** Work to be completed **
Begin with the first line below and retype each line exactly through the line containing "cursor: pointer;". Any pictures are to be left out.

** Dataset section **
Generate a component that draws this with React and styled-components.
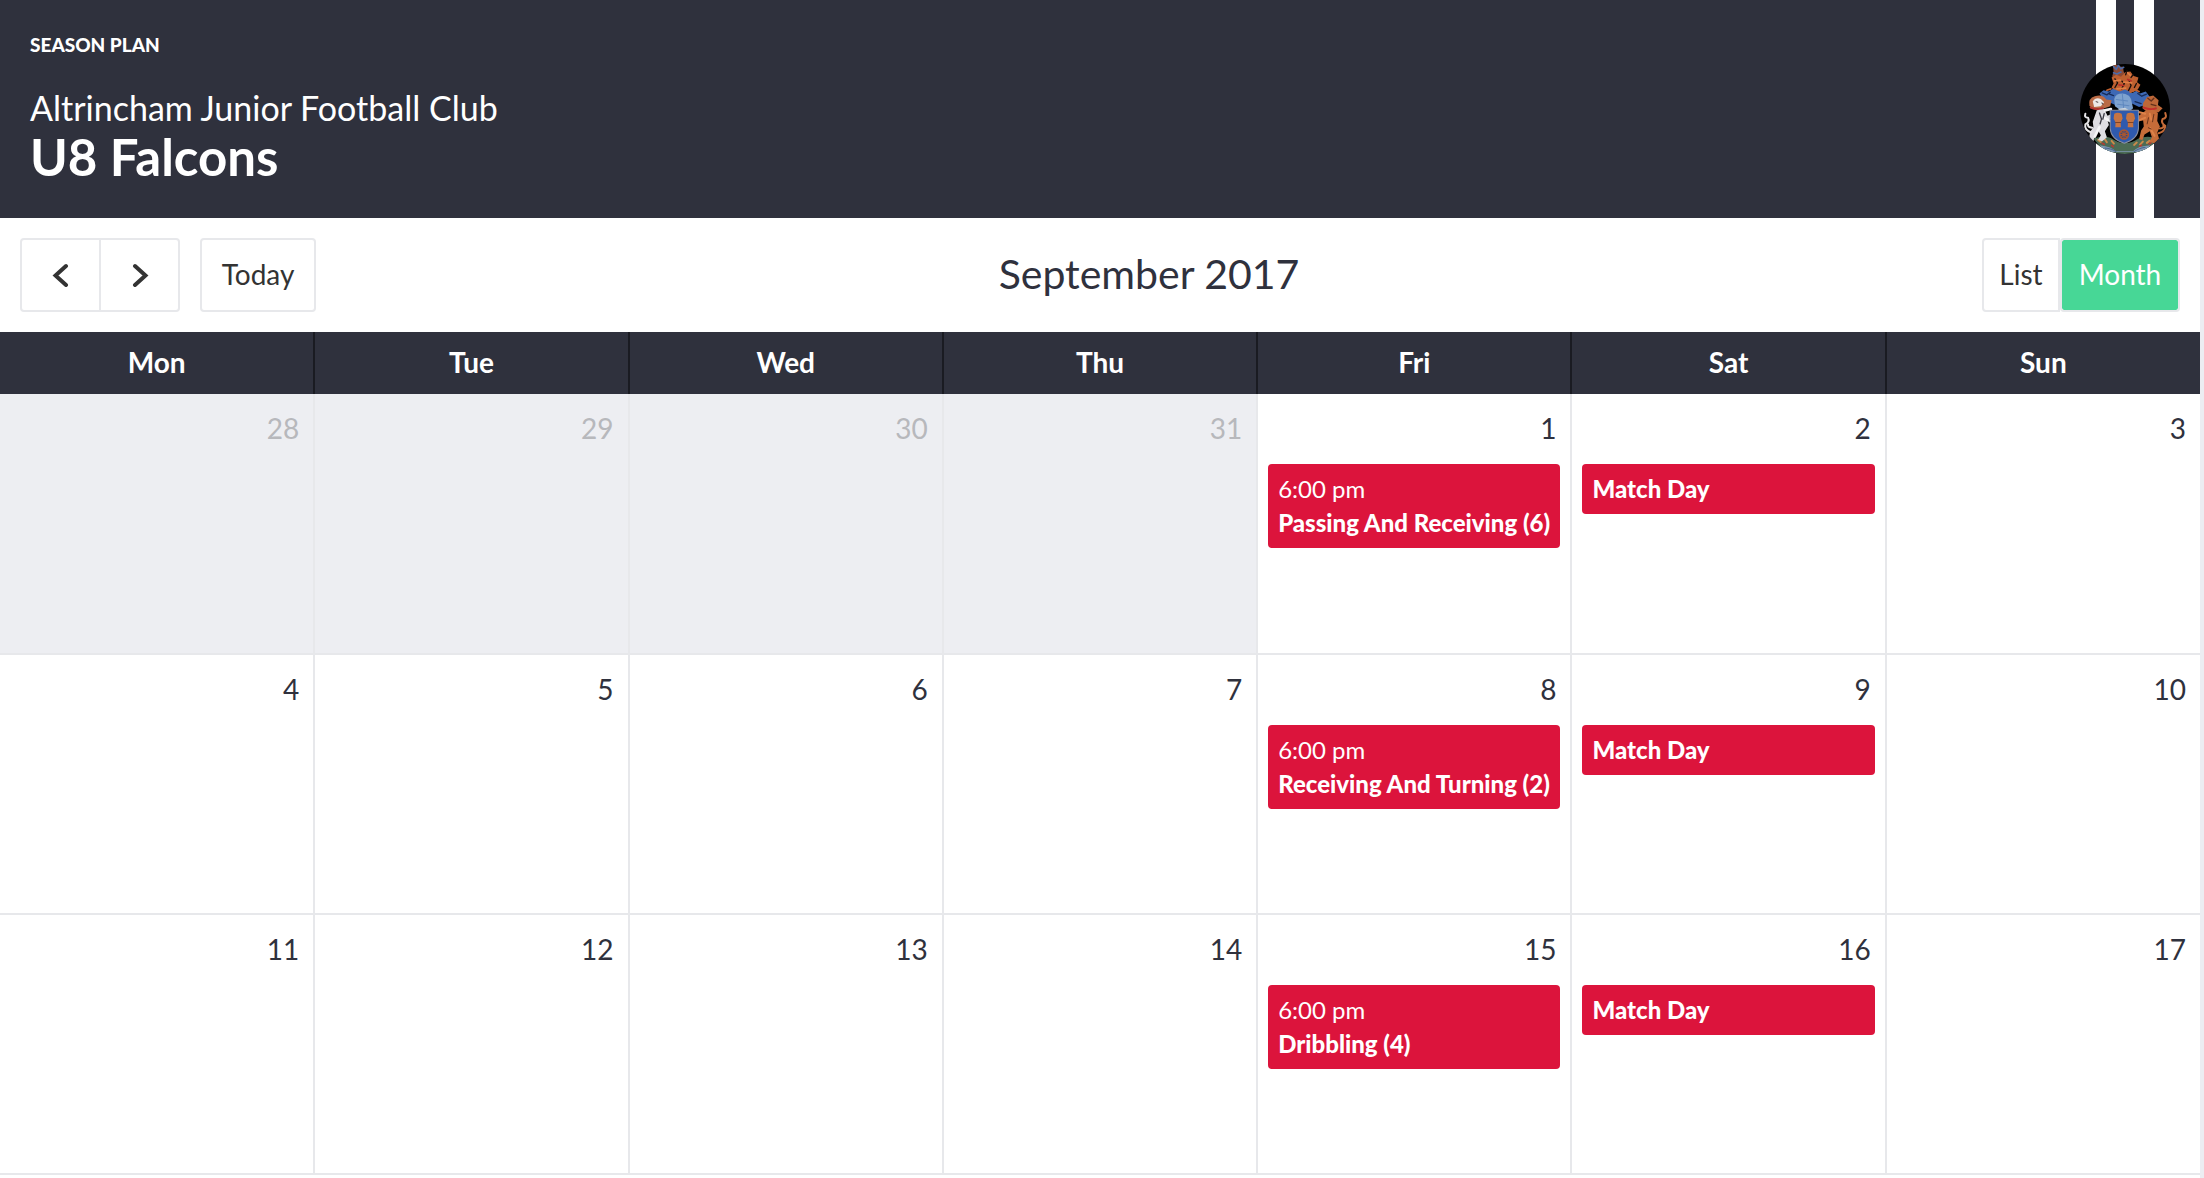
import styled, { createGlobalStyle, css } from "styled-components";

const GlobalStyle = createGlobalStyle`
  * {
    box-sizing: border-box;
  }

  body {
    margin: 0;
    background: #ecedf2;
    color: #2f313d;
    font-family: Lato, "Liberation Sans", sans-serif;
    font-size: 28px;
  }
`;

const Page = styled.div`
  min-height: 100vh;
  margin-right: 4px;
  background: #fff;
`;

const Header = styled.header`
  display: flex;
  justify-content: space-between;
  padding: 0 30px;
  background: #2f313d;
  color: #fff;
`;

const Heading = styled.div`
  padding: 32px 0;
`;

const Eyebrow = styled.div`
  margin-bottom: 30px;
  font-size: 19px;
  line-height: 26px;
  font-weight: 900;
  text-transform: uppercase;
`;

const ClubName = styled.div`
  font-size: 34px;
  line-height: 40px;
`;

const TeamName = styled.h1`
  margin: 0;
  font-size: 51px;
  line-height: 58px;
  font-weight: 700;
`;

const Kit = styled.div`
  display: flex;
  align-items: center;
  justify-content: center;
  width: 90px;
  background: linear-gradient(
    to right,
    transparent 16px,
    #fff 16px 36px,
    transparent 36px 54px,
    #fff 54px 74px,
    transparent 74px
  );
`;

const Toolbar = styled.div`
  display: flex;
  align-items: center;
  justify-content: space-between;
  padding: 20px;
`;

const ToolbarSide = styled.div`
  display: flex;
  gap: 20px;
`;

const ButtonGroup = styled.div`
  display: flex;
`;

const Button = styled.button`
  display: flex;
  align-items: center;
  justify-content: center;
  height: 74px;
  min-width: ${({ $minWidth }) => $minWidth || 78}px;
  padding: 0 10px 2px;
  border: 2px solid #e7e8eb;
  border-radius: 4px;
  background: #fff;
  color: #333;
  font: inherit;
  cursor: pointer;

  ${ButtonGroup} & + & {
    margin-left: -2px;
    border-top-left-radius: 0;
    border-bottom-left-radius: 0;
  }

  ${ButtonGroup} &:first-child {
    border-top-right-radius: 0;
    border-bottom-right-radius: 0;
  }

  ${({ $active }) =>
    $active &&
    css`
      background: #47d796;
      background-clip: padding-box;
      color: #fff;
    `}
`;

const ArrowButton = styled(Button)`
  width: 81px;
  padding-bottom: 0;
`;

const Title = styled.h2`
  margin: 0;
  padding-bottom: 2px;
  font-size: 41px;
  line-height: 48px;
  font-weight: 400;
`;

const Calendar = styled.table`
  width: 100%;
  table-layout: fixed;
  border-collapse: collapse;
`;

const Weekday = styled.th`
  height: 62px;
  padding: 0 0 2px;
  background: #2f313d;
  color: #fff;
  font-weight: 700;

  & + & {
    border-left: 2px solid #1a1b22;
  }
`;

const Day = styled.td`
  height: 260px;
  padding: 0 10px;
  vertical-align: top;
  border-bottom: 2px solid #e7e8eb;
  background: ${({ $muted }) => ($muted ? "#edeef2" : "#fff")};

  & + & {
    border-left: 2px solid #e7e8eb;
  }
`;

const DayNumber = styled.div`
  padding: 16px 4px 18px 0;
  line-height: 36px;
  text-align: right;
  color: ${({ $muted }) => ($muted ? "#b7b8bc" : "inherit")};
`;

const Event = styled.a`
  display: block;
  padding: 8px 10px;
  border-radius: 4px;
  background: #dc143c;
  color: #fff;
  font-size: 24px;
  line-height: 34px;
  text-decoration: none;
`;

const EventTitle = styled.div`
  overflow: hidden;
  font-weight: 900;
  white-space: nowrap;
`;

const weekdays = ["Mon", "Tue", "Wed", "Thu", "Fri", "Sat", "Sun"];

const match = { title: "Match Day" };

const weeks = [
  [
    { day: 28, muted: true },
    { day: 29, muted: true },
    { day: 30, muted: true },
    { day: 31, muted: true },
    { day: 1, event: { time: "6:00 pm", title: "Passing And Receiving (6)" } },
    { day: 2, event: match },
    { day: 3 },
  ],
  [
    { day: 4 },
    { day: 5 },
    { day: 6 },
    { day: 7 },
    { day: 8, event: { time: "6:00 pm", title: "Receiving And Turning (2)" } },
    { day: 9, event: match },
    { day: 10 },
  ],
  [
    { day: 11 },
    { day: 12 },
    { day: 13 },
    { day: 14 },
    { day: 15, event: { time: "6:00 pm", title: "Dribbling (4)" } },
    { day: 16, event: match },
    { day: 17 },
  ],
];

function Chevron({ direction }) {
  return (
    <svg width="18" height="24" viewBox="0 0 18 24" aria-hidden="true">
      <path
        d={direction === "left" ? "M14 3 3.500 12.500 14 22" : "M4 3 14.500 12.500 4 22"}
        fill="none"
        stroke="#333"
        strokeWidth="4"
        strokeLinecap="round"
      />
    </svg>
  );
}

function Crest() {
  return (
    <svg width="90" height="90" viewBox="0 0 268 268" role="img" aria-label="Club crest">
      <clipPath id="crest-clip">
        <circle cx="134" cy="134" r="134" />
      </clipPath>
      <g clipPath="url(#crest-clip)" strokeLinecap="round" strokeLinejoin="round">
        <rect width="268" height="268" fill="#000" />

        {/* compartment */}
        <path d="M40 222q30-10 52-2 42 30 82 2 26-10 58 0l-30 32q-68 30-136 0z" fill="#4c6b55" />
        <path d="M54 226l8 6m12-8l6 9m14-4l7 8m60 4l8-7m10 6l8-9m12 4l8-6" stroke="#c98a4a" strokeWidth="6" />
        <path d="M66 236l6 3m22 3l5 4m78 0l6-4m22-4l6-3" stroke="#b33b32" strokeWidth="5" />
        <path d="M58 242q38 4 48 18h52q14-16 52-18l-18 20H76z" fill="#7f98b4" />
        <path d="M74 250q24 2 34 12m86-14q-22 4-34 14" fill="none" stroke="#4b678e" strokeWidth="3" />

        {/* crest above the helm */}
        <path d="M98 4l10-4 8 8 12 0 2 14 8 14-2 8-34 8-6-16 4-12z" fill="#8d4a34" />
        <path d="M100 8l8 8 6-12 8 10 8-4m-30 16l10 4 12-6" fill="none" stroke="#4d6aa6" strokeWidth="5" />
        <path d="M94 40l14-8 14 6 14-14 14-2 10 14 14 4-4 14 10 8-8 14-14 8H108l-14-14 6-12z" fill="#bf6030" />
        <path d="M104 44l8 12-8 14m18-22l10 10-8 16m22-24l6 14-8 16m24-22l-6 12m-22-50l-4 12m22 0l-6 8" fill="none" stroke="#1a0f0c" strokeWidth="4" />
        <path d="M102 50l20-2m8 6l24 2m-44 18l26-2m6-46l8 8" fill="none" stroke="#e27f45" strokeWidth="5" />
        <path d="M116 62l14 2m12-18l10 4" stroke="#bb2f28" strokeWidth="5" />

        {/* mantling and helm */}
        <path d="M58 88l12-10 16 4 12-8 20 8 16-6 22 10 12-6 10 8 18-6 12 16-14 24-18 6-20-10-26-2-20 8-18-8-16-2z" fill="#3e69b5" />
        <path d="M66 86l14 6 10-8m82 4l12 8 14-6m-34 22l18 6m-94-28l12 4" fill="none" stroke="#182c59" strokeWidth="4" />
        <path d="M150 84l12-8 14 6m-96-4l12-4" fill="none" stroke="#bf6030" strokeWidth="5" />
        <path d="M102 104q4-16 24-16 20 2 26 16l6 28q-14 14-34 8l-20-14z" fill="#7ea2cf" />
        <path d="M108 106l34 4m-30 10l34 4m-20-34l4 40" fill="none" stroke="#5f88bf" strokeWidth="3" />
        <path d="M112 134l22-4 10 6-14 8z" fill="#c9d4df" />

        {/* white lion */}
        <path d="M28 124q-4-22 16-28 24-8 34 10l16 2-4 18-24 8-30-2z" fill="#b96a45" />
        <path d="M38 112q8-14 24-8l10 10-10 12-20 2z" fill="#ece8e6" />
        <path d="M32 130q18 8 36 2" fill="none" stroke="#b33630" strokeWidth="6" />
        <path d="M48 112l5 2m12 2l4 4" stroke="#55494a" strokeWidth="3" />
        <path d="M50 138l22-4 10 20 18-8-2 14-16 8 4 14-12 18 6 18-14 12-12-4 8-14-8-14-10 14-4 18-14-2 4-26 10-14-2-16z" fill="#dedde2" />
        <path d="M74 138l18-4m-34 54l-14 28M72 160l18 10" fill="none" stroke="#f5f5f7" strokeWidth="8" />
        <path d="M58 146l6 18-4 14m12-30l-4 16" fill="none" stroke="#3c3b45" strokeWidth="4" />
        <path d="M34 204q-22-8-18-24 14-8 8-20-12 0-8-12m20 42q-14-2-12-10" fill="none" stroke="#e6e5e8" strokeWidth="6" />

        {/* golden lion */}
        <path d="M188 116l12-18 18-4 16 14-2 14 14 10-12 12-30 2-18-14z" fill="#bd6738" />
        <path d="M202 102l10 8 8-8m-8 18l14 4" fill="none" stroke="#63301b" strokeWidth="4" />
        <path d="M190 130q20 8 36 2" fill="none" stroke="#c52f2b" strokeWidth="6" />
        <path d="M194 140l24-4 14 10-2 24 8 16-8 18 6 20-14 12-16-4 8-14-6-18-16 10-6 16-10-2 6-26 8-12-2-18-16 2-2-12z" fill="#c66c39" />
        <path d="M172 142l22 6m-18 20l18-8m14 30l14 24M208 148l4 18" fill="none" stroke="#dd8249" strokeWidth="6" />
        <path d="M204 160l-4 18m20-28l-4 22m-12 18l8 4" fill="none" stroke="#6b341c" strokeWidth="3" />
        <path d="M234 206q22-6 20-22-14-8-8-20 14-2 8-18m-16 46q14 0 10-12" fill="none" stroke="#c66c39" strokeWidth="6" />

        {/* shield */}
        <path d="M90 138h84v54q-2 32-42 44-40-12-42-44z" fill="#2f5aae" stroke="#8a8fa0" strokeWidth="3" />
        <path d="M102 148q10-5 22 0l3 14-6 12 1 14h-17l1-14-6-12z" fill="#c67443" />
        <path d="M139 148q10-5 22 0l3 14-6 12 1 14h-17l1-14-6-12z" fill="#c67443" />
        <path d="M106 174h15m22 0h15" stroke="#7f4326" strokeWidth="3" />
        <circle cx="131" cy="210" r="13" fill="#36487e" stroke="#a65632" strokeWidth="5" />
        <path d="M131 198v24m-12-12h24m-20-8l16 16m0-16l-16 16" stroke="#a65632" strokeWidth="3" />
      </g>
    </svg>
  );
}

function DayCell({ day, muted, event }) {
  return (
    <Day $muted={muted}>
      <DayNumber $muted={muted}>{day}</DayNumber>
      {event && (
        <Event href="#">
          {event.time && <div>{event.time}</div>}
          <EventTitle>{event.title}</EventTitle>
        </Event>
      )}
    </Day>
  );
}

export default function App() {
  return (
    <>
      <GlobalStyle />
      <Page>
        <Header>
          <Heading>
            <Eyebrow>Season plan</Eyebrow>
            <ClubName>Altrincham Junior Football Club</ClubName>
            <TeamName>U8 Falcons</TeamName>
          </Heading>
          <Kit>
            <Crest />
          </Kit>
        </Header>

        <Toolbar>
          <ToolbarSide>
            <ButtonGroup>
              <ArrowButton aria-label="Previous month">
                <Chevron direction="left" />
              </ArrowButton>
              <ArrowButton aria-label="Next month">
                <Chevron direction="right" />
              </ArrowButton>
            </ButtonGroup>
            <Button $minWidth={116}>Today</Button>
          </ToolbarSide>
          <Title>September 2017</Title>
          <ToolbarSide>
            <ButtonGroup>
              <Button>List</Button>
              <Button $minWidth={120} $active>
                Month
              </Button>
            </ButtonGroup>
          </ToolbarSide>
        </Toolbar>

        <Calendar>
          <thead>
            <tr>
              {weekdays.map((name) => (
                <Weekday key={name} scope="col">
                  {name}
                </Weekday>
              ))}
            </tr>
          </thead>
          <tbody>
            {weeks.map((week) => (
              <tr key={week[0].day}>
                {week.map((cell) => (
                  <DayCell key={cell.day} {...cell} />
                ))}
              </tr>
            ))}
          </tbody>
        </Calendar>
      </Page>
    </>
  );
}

** Solution to this task **
Generate a component that draws this with React and styled-components.
import styled, { createGlobalStyle, css } from "styled-components";

const GlobalStyle = createGlobalStyle`
  * {
    box-sizing: border-box;
  }

  body {
    margin: 0;
    background: #ecedf2;
    color: #2f313d;
    font-family: Lato, "Liberation Sans", sans-serif;
    font-size: 28px;
  }
`;

const Page = styled.div`
  min-height: 100vh;
  margin-right: 4px;
  background: #fff;
`;

const Header = styled.header`
  display: flex;
  justify-content: space-between;
  padding: 0 30px;
  background: #2f313d;
  color: #fff;
`;

const Heading = styled.div`
  padding: 32px 0;
`;

const Eyebrow = styled.div`
  margin-bottom: 30px;
  font-size: 19px;
  line-height: 26px;
  font-weight: 900;
  text-transform: uppercase;
`;

const ClubName = styled.div`
  font-size: 34px;
  line-height: 40px;
`;

const TeamName = styled.h1`
  margin: 0;
  font-size: 51px;
  line-height: 58px;
  font-weight: 700;
`;

const Kit = styled.div`
  display: flex;
  align-items: center;
  justify-content: center;
  width: 90px;
  background: linear-gradient(
    to right,
    transparent 16px,
    #fff 16px 36px,
    transparent 36px 54px,
    #fff 54px 74px,
    transparent 74px
  );
`;

const Toolbar = styled.div`
  display: flex;
  align-items: center;
  justify-content: space-between;
  padding: 20px;
`;

const ToolbarSide = styled.div`
  display: flex;
  gap: 20px;
`;

const ButtonGroup = styled.div`
  display: flex;
`;

const Button = styled.button`
  display: flex;
  align-items: center;
  justify-content: center;
  height: 74px;
  min-width: ${({ $minWidth }) => $minWidth || 78}px;
  padding: 0 10px 2px;
  border: 2px solid #e7e8eb;
  border-radius: 4px;
  background: #fff;
  color: #333;
  font: inherit;
  cursor: pointer;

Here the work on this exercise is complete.